Clinical psychologists are expected to have excellent communication and analytical skills so they can communicate with their patients and analyze their behavior. They perform the following duties

  • Studying human behavior
  • Diagnosing mental disorders and develop treatment plans
  • Using their findings to improve behavior of their clients
  • Identify emotional patterns
  • Discussing treatment procedure with clients
  • Writing reports, articles and research papers
  • Supervising clinicians and interns
  • Counselling professionals
  • Teaching at a college or university

Steps to Become a Clinical Psychologist

The following steps highlight the process of becoming a clinical psychologist

  1. Undergraduate Degree

Candidates have to earn an undergraduate degree with a major in psychology to pursue their career as a clinical psychologist. However, there are many doctoral programs that accept students from related majors provided they have completed the prerequisite courses. Taking courses like research methods, behavioral statistics and abnormal psychology will help you meet these requirements.

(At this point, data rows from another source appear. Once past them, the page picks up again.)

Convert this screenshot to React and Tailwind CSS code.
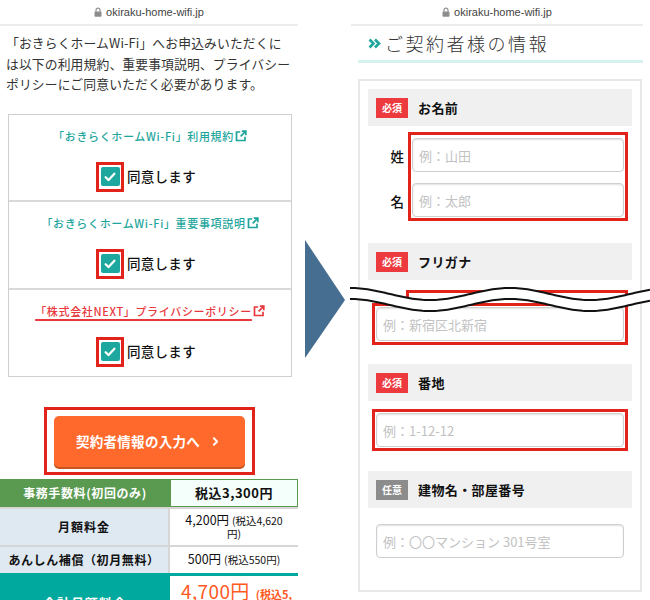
import { ChevronRight } from 'lucide-react';

/* small bits reused on both phone shots */
function Lock() {
  return (
    <svg width="8" height="10" viewBox="0 0 8 10" className="mr-[4px]">
      <path d="M2 4.8V3.2a2 2 0 0 1 4 0v1.6" fill="none" stroke="#8d8d8d" strokeWidth="1.2" />
      <rect x="0.5" y="4.5" width="7" height="5.2" rx="1" fill="#8d8d8d" />
    </svg>
  );
}

function UrlBar() {
  return (
    <div className="h-[26px] flex items-center justify-center border-b-2 border-[#ececec] text-[11px] text-[#444] font-['Liberation_Sans',sans-serif]">
      <Lock />
      okiraku-home-wifi.jp
    </div>
  );
}

function ExtIcon({ color }) {
  return (
    <svg width="12" height="12" viewBox="0 0 12 12" className="ml-[1px] shrink-0">
      <path d="M5.2 2H1.5v8.5H10V6.8" fill="none" stroke={color} strokeWidth="1.7" />
      <path d="M6.8 1.2h4v4" fill="none" stroke={color} strokeWidth="1.7" />
      <path d="M10.8 1.2L5.6 6.4" stroke={color} strokeWidth="1.7" />
    </svg>
  );
}

function Agree() {
  return (
    <div className="mt-[18px] flex items-center justify-center pr-[8px]">
      <div className="w-[28px] h-[30px] border-[3px] border-[#e2231a] flex items-center justify-center">
        <div className="w-[19px] h-[19px] rounded-[2px] bg-[#1ea79e] flex items-center justify-center">
          <svg width="12" height="10" viewBox="0 0 12 10">
            <path d="M1.6 5.2l3 2.9 5.8-6.4" fill="none" stroke="#fff" strokeWidth="2.2" strokeLinecap="round" strokeLinejoin="round" />
          </svg>
        </div>
      </div>
      <span className="ml-[3px] text-[13.5px] font-medium tracking-[0.02em] text-[#111]">同意します</span>
    </div>
  );
}

function Left() {
  return (
    <div className="w-[298px] shrink-0">
      <UrlBar />

      <p className="pl-[6px] pt-[7px] text-[12.8px] leading-[20.5px] tracking-[0.01em] text-[#333] whitespace-nowrap">
        「おきらくホームWi-Fi」へお申込みいただくに
        <br />
        は以下の利用規約、重要事項説明、プライバシー
        <br />
        ポリシーにご同意いただく必要があります。
      </p>

      {/* agreement box */}
      <div className="ml-[8px] mt-[19px] w-[284px] border border-[#cfcfcf]">
        <div className="h-[87px] pt-[14px] border-b-2 border-[#d9d9d9]">
          <div className="h-[15px] flex items-center justify-center text-[11px] font-medium tracking-[0.06em] text-[#1ea59c]">
            「おきらくホームWi-Fi」利用規約
            <ExtIcon color="#1ea59c" />
          </div>
          <Agree />
        </div>
        <div className="h-[88px] pt-[14px] border-b-2 border-[#d9d9d9]">
          <div className="h-[15px] flex items-center justify-center text-[11px] font-medium tracking-[0.06em] text-[#1ea59c]">
            「おきらくホームWi-Fi」重要事項説明
            <ExtIcon color="#1ea59c" />
          </div>
          <Agree />
        </div>
        <div className="h-[86px] pt-[14px]">
          <div className="h-[15px] flex items-center justify-center text-[11px] font-medium tracking-[0.06em] text-[#e8383d]">
            <span className="underline underline-offset-[3px] decoration-[1.5px]">「株式会社NEXT」プライバシーポリシー</span>
            <ExtIcon color="#e8383d" />
          </div>
          <Agree />
        </div>
      </div>

      {/* next button */}
      <div className="mt-[30px] flex justify-center">
        <div className="w-[211px] h-[68px] border-[3px] border-[#e2231a] px-[7px] pt-[6px]">
          <div className="h-[51px] rounded-[5px] bg-[#ff6a2c] shadow-[0_2px_0_#c9541f] flex items-center justify-center text-white text-[13.5px] font-bold tracking-[0.02em]">
            契約者情報の入力へ
            <ChevronRight size={13} strokeWidth={3.5} className="ml-[9px]" />
          </div>
        </div>
      </div>

      {/* price table */}
      <div className="mt-[4px] text-[12px] text-[#111]">
        <div className="flex h-[30px] border-b-2 border-[#d6d6d6]">
          <div className="w-[170px] bg-[#5a9a50] text-white font-bold tracking-[0.05em] flex items-center justify-center">
            事務手数料(初回のみ)
          </div>
          <div className="flex-1 bg-[#f4fffb] border border-[#5a9a50] flex items-center justify-center font-bold text-[13px] tracking-[0.04em]">
            税込3,300円
          </div>
        </div>
        <div className="flex h-[38px] border-b-2 border-[#d6d6d6]">
          <div className="w-[170px] bg-[#dfe9f2] border-r-2 border-[#d6d6d6] font-bold tracking-[0.08em] flex items-center justify-center">
            月額料金
          </div>
          <div className="flex-1 flex flex-col items-center justify-center leading-[13px] text-[12.5px]">
            <div>
              4,200円 <span className="text-[10.5px]">(税込4,620</span>
            </div>
            <div className="text-[10.5px]">円)</div>
          </div>
        </div>
        <div className="flex h-[26px]">
          <div className="w-[170px] bg-[#dfe9f2] border-r-2 border-[#d6d6d6] font-bold tracking-[0.05em] flex items-center justify-center">
            あんしん補償（初月無料）
          </div>
          <div className="flex-1 flex items-center justify-center text-[12.5px]">
            500円 <span className="ml-[3px] text-[10.5px]">(税込550円)</span>
          </div>
        </div>
        <div className="flex h-[58px] border-t-[3px] border-[#00a99d]">
          <div className="w-[170px] bg-[#00a99d] text-white text-[13px] font-bold tracking-[0.08em] flex items-center justify-center">
            合計月額料金
          </div>
          <div className="flex-1 pt-[1px] pl-[11px] text-[#ff5a1f]">
            <span className="text-[19px] tracking-[0.02em]">4,700円</span>
            <span className="ml-[6px] text-[11px] font-bold">(税込5,</span>
          </div>
        </div>
      </div>
    </div>
  );
}

function FieldHead({ req, label }) {
  return (
    <div className="h-[37px] bg-[#f0f0f0] flex items-center pl-[8px]">
      {req ? (
        <span className="w-[32px] h-[20px] flex items-center justify-center bg-[#ec3a3f] text-white text-[10px] font-bold">必須</span>
      ) : (
        <span className="w-[32px] h-[20px] flex items-center justify-center bg-[#8c8c8c] text-white text-[10px] font-bold">任意</span>
      )}
      <span className="ml-[10px] text-[13px] font-bold tracking-[0.03em] text-[#111]">{label}</span>
    </div>
  );
}

function Field({ ph }) {
  return (
    <input
      readOnly
      placeholder={ph}
      className="block w-full h-[34px] rounded-[4px] border border-[#cfcfcf] bg-white shadow-[inset_0_1px_2px_rgba(0,0,0,0.12)] pl-[6px] text-[13px] placeholder:text-[#c2c2c2] outline-none"
    />
  );
}

function Right() {
  return (
    <div className="w-[292px] shrink-0">
      <UrlBar />

      <div className="ml-[7px] h-[37px] pl-[10px] flex items-center border-b-[3px] border-[#d5f1f0]">
        <svg width="13" height="11" viewBox="0 0 13 11" className="mr-[4px]">
          <path d="M1.5 1.5l4 4-4 4M7 1.5l4 4-4 4" fill="none" stroke="#1ea59c" strokeWidth="2.6" />
        </svg>
        <span className="text-[18px] font-light tracking-[0.14em] text-[#333]">ご契約者様の情報</span>
      </div>

      {/* form card */}
      <div className="ml-[7px] mt-[16px] w-[284px] h-[513px] border-2 border-[#e8e8e8] px-[8px] pt-[8px]">
        <FieldHead req label="お名前" />
        <div className="mt-[6px] mr-[4px] flex">
          <div className="w-[40px] pt-[7px] flex flex-col gap-[11px] text-[13.5px] font-medium text-[#111]">
            <div className="h-[34px] flex items-center justify-end pr-[4px]">姓</div>
            <div className="h-[34px] flex items-center justify-end pr-[4px]">名</div>
          </div>
          <div className="flex-1 border-[3px] border-[#e2231a] px-[1px] pt-[3px] pb-[1px] flex flex-col gap-[11px]">
            <Field ph="例：山田" />
            <Field ph="例：太郎" />
          </div>
        </div>

        <div className="mt-[22px]">
          <FieldHead req label="フリガナ" />
        </div>
        {/* cut: only the top of the furigana box shows above the break */}
        <div className="h-[23px] overflow-hidden">
          <div className="mt-[10px] ml-[38px] mr-[4px] h-[40px] border-[3px] border-[#e2231a]" />
        </div>
        <div className="mx-[4px] border-[3px] border-[#e2231a] p-[1px]">
          <Field ph="例：新宿区北新宿" />
        </div>

        <div className="mt-[19px]">
          <FieldHead req label="番地" />
        </div>
        <div className="mt-[8px] mx-[4px] border-[3px] border-[#e2231a] p-[1px]">
          <Field ph="例：1-12-12" />
        </div>

        <div className="mt-[20px]">
          <FieldHead label="建物名・部屋番号" />
        </div>
        <div className="mt-[12px] mx-[4px] border-[3px] border-transparent p-[1px]">
          <Field ph="例：〇〇マンション 301号室" />
        </div>
      </div>
    </div>
  );
}

/* torn-page break drawn over the right shot */
function Wave() {
  const x0 = 350;
  const top = [];
  const bot = [];
  for (let x = 0; x <= 300; x += 2.5) {
    const y = 16 + 6 * Math.cos((2 * Math.PI * (x0 + x - 430)) / 160);
    top.push(`${x},${y.toFixed(2)}`);
    bot.push(`${x},${(y + 11).toFixed(2)}`);
  }
  const fill = [...top, ...[...bot].reverse()].join(' ');
  return (
    <svg width="300" height="40" viewBox="0 0 300 40" className="absolute left-[350px] top-[278px]">
      <polygon points={fill} fill="#fff" />
      <polyline points={top.join(' ')} fill="none" stroke="#111" strokeWidth="2" />
      <polyline points={bot.join(' ')} fill="none" stroke="#111" strokeWidth="2" />
    </svg>
  );
}

export default function App() {
  return (
    <div className="relative w-[650px] h-[600px] overflow-hidden bg-white flex font-['Noto_Sans_CJK_JP','Noto_Sans',sans-serif]">
      <Left />
      <div className="w-[53px] shrink-0">
        <svg width="40" height="118" viewBox="0 0 40 118" className="ml-[7px] mt-[240px]">
          <polygon points="0,0 40,60 0,118" fill="#466e90" />
        </svg>
      </div>
      <Right />
      <Wave />
    </div>
  );
}
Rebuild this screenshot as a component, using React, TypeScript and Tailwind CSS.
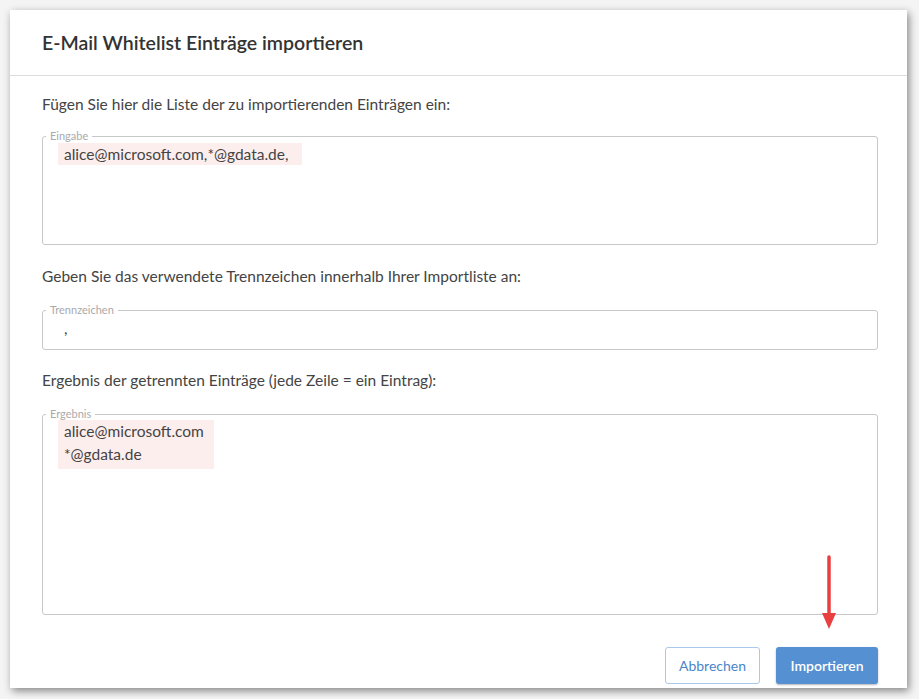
export default function App() {
  const f = { fontFamily: "Lato, 'Open Sans', sans-serif" };
  return (
    <div className="w-[919px] h-[699px] bg-[#f4f4f4] pt-[10px] pl-[10px]" style={f}>
      <div className="relative w-[897px] h-[678px] bg-white shadow-[2px_3px_8px_rgba(0,0,0,0.45)] flex flex-col">
        <div className="h-[66px] border-b border-[#dcdcdc] flex items-center pl-[32px] pt-[1px]">
          <h1 className="text-[19.5px] font-semibold text-[#333]">E-Mail Whitelist Einträge importieren</h1>
        </div>
        <div className="pl-[32px] pr-[29px] pt-[19px] text-[#444]">
          <p className="text-[15.5px] leading-[18px]">Fügen Sie hier die Liste der zu importierenden Einträgen ein:</p>
          <fieldset className="mt-[17px] h-[115px] border border-[#c8c8c8] rounded-[3px] px-[15px] pt-0">
            <legend className="text-[11px] text-[#aaa] px-[4px] -ml-[12px] leading-[12px]">Eingabe</legend>
            <span className="inline-block bg-[#fdeeee] px-[6px] text-[15.5px] leading-[22px] pr-[14px]">alice@microsoft.com,*@gdata.de,</span>
          </fieldset>
          <p className="mt-[22px] text-[15.5px] leading-[18px]">Geben Sie das verwendete Trennzeichen innerhalb Ihrer Importliste an:</p>
          <fieldset className="mt-[19px] h-[46px] border border-[#c8c8c8] rounded-[3px] px-[15px]">
            <legend className="text-[11px] text-[#aaa] px-[4px] -ml-[12px] leading-[12px]">Trennzeichen</legend>
            <span className="inline-block px-[6px] text-[15.5px] leading-[22px]">,</span>
          </fieldset>
          <p className="mt-[21px] text-[15.5px] leading-[18px]">Ergebnis der getrennten Einträge (jede Zeile = ein Eintrag):</p>
          <fieldset className="mt-[19px] h-[207px] border border-[#c8c8c8] rounded-[3px] px-[15px]">
            <legend className="text-[11px] text-[#aaa] px-[4px] -ml-[12px] leading-[12px]">Ergebnis</legend>
            <div className="inline-block bg-[#fdeeee] px-[6px] pr-[10px] pb-[3px] text-[15.5px] leading-[23px]">
              alice@microsoft.com<br />*@gdata.de
            </div>
          </fieldset>
          <div className="mt-[32px] flex justify-end gap-[16px]">
            <button className="w-[95px] h-[37px] border border-[#a9c8ec] rounded-[3px] text-[14px] text-[#4a86c9] bg-white">Abbrechen</button>
            <button className="w-[102px] h-[37px] rounded-[3px] text-[14px] font-semibold text-white bg-[#5590d2] shadow-[0_1px_2px_rgba(0,0,0,0.3)]">Importieren</button>
          </div>
        </div>
        <svg className="absolute left-[811px] top-[545px]" width="16" height="76" viewBox="0 0 16 76">
          <line x1="8" y1="2" x2="8" y2="62" stroke="#e84040" strokeWidth="3.5" strokeLinecap="round" />
          <polygon points="1,58 15,58 8,74" fill="#e84040" />
        </svg>
      </div>
    </div>
  );
}
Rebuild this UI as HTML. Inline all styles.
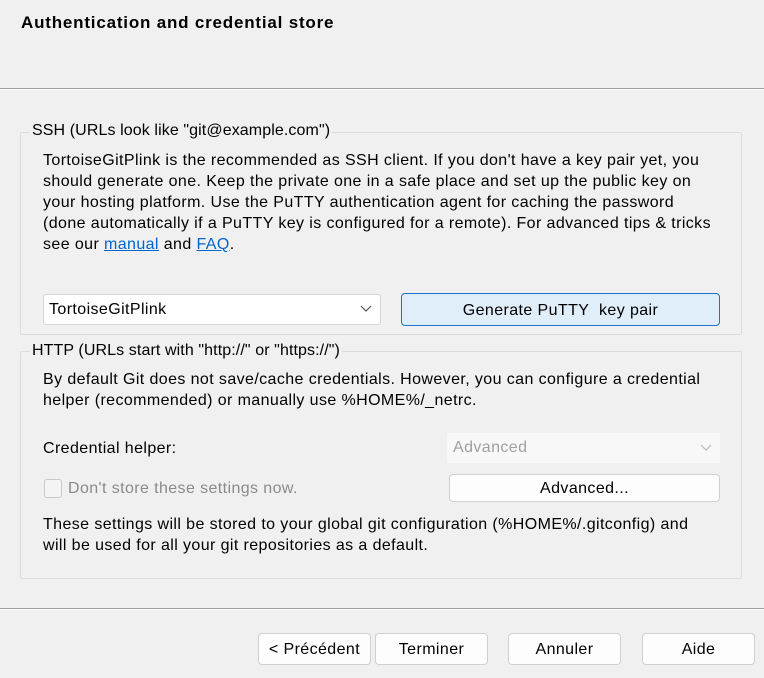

Students are also recommended to gain work or research related experience.

  1. Doctoral Program

Completing a doctoral program is the second step towards becoming a clinical psychologist.  Doctoral programs take 4-5 years to complete and is required to be accredited by the American Psychological Association (APA). Those students who choose Doctor of Psychology program want to practice, while a Doctor of Philosophy program may benefit students who want to stay in the academic field. Both of these programs help students expand their knowledge and research skills in specialty areas like child psychology, adolescent psychology, etc.

  1. Field Experience

Students have to gain practical experience to be able to obtain licensure. Many schools offer fellowship programs which allow students to provide services to individuals and groups. These clinical services take place under the supervision of the faculty members and last for a period of one year. These seminars, programs and clinical rotations help students gain the necessary work experience.

  1. Obtaining Licensure

Professionals need to obtain their license if they want to practice independently. Most states require candidates to finish their doctoral program, complete state-approved internship and earn the required 1-2 years of professional experience. They are also required to sit in the Examination for Professional Practice in Psychology and earn the required numbers.

  1. Continuing Education

To maintain their license, psychologists are expected to complete the Continuing Education courses. Even though most states do not require them, taking these courses help with career advancement.

How Much Does a Clinical Psychologist Earn in the US?

According to the US Bureau of Labor Statistic, Clinical, Counseling, and School Psychologists earned an annual mean salary of $87,450 in the year 2019. The top paying state was Oregon paying $112,010. That was followed by California paying $111,750 and District of Columbia paying $106,900.